• DATA PROVIDED:

Start

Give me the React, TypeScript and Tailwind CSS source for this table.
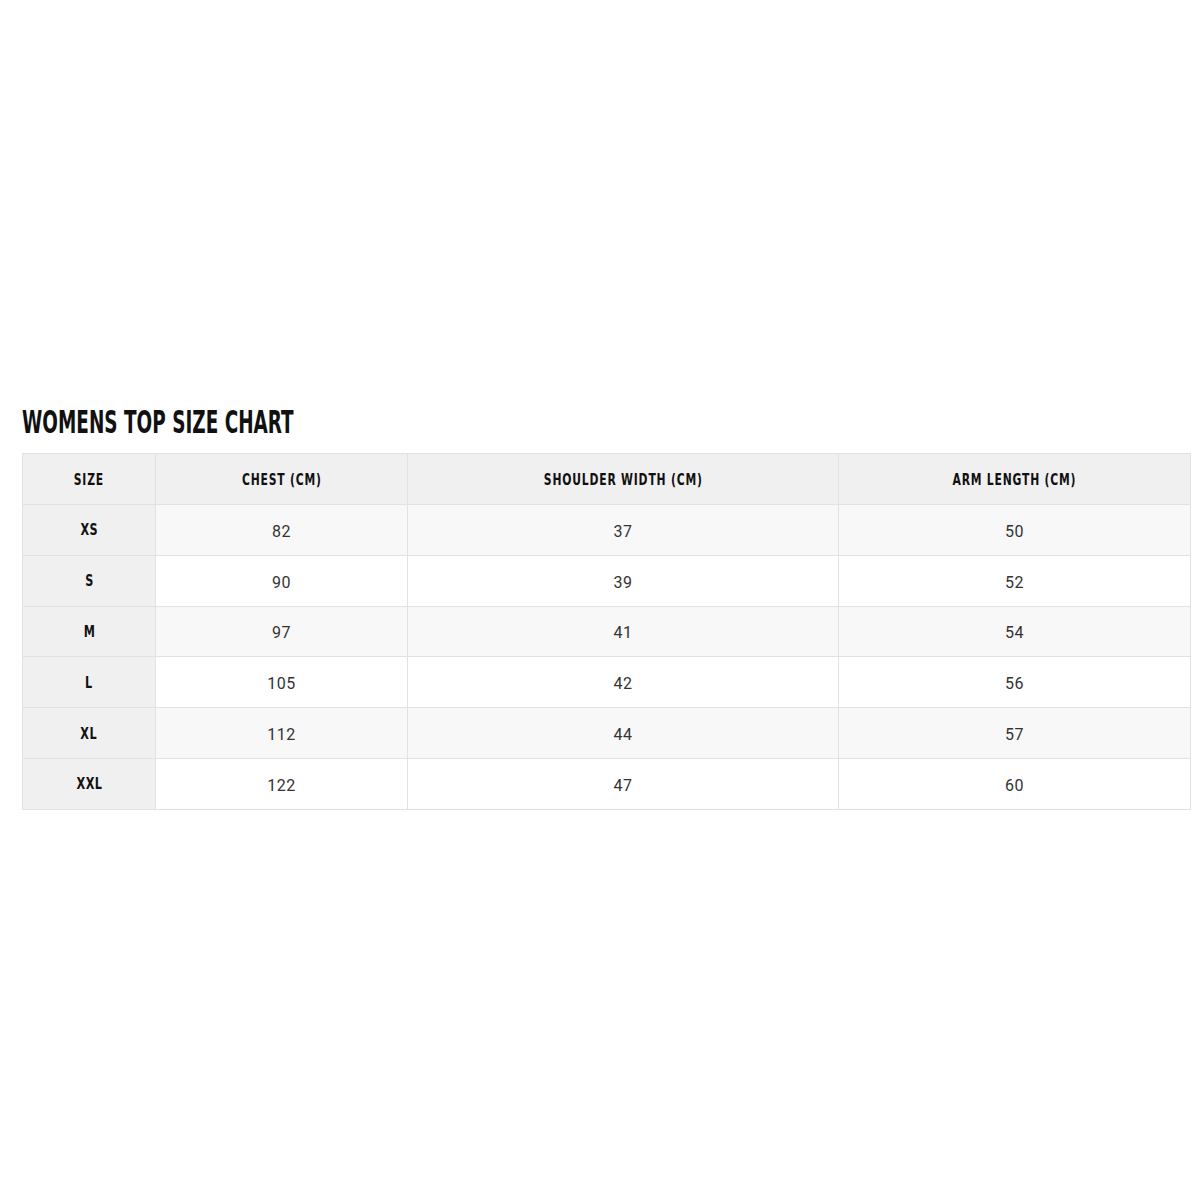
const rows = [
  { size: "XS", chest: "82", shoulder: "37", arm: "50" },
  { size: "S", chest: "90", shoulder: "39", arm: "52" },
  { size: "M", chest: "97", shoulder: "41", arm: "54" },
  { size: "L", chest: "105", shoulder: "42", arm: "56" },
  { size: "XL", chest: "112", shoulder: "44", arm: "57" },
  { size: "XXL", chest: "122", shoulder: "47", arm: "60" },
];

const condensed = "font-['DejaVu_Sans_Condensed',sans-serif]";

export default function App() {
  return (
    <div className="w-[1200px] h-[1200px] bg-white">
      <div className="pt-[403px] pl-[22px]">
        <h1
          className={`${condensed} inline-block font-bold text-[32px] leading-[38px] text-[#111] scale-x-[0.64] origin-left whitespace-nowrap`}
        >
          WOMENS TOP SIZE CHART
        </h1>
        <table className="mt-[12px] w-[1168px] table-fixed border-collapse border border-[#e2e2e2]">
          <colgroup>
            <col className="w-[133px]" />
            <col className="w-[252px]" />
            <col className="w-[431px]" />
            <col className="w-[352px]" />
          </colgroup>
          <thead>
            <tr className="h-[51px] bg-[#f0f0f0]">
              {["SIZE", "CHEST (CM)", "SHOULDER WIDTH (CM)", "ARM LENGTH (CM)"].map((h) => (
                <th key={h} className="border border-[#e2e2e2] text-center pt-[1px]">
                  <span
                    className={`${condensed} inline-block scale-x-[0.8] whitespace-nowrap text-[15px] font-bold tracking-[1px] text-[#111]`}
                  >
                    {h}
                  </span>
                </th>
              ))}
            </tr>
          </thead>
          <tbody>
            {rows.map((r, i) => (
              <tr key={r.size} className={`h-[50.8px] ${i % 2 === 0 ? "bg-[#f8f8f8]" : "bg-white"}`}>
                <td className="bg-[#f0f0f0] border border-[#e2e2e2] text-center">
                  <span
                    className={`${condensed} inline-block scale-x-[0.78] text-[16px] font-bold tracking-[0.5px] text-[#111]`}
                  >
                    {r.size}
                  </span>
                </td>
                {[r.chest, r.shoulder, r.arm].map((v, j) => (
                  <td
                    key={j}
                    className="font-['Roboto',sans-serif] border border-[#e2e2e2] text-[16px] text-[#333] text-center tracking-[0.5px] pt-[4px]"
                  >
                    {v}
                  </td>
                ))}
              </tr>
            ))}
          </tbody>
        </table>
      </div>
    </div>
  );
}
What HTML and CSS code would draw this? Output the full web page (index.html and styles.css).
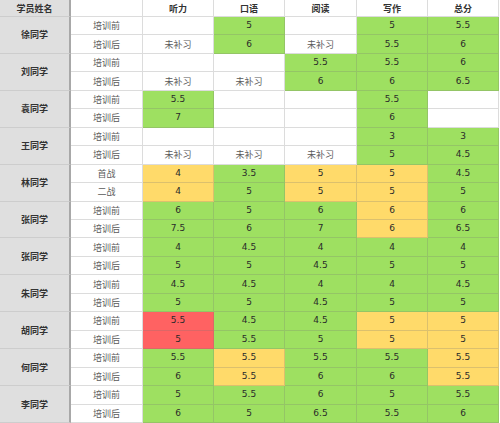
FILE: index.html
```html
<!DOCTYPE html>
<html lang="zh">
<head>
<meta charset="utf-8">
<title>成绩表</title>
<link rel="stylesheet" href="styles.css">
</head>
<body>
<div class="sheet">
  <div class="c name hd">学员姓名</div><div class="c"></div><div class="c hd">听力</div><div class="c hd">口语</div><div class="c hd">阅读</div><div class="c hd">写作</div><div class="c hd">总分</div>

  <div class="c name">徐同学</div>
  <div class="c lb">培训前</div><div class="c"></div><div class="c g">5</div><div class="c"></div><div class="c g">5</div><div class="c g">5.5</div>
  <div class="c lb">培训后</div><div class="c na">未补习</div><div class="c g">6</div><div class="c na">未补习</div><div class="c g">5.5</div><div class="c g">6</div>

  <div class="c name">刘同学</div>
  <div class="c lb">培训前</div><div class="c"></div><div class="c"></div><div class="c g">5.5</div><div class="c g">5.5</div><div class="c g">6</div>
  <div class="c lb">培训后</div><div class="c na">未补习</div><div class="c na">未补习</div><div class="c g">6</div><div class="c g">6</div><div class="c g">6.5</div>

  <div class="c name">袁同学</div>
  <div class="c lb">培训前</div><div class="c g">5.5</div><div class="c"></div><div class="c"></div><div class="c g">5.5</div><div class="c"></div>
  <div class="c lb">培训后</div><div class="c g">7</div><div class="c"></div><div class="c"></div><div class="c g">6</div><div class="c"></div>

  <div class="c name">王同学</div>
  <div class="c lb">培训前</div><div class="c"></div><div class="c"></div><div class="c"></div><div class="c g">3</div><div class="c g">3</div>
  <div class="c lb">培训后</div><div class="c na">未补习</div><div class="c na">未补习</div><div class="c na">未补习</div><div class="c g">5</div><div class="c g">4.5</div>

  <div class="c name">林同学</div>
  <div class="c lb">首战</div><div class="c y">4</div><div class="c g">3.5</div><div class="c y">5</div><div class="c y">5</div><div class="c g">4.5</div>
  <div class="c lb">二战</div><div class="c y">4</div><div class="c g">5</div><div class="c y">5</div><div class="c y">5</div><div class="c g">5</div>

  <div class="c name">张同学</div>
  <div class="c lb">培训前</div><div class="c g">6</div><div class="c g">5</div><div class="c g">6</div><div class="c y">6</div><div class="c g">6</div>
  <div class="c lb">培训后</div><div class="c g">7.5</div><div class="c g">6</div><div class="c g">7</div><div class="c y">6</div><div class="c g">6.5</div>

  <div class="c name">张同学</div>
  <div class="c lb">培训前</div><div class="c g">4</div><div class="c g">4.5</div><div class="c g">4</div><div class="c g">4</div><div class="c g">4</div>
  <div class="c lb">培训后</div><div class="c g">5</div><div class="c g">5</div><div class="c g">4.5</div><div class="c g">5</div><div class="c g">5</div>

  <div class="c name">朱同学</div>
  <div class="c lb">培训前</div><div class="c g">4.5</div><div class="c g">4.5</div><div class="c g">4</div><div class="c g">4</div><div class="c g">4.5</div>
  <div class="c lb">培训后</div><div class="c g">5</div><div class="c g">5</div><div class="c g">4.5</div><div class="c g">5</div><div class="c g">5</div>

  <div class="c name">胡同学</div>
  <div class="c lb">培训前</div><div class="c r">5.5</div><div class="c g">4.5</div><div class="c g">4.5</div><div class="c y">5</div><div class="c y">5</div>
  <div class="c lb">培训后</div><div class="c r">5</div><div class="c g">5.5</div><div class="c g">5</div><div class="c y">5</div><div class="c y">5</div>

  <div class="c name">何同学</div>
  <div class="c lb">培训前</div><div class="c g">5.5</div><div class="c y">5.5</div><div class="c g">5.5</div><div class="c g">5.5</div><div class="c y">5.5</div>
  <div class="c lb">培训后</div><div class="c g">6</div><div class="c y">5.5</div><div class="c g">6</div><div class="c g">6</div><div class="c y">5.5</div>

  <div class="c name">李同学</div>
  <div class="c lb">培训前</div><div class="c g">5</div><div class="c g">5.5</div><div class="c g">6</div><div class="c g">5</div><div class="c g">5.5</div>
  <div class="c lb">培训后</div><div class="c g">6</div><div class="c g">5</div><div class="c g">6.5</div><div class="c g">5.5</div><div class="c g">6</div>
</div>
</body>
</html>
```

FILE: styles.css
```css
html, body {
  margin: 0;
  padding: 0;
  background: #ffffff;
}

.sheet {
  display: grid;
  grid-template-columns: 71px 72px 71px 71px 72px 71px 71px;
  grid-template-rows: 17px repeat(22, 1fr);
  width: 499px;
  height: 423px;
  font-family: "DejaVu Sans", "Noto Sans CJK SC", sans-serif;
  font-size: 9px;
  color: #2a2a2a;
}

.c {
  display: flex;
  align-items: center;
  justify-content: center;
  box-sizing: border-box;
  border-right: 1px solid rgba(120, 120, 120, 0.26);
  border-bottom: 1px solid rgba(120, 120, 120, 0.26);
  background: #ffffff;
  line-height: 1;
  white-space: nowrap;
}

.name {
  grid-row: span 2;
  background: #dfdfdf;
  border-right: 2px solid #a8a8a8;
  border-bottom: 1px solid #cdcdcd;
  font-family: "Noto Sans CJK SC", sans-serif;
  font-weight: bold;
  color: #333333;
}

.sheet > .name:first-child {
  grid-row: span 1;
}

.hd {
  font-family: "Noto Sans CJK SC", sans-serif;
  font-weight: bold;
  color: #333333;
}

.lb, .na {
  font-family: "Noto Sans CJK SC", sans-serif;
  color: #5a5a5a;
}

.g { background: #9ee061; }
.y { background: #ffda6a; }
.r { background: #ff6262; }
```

End

• WHAT YOU ARE ASKED TO DO:
Using the records above, pull out each line where the word "this" occurs.

• THE COMPLETED TASK:
Give me the React, TypeScript and Tailwind CSS source for this table.
What HTML and CSS code would draw this? Output the full web page (index.html and styles.css).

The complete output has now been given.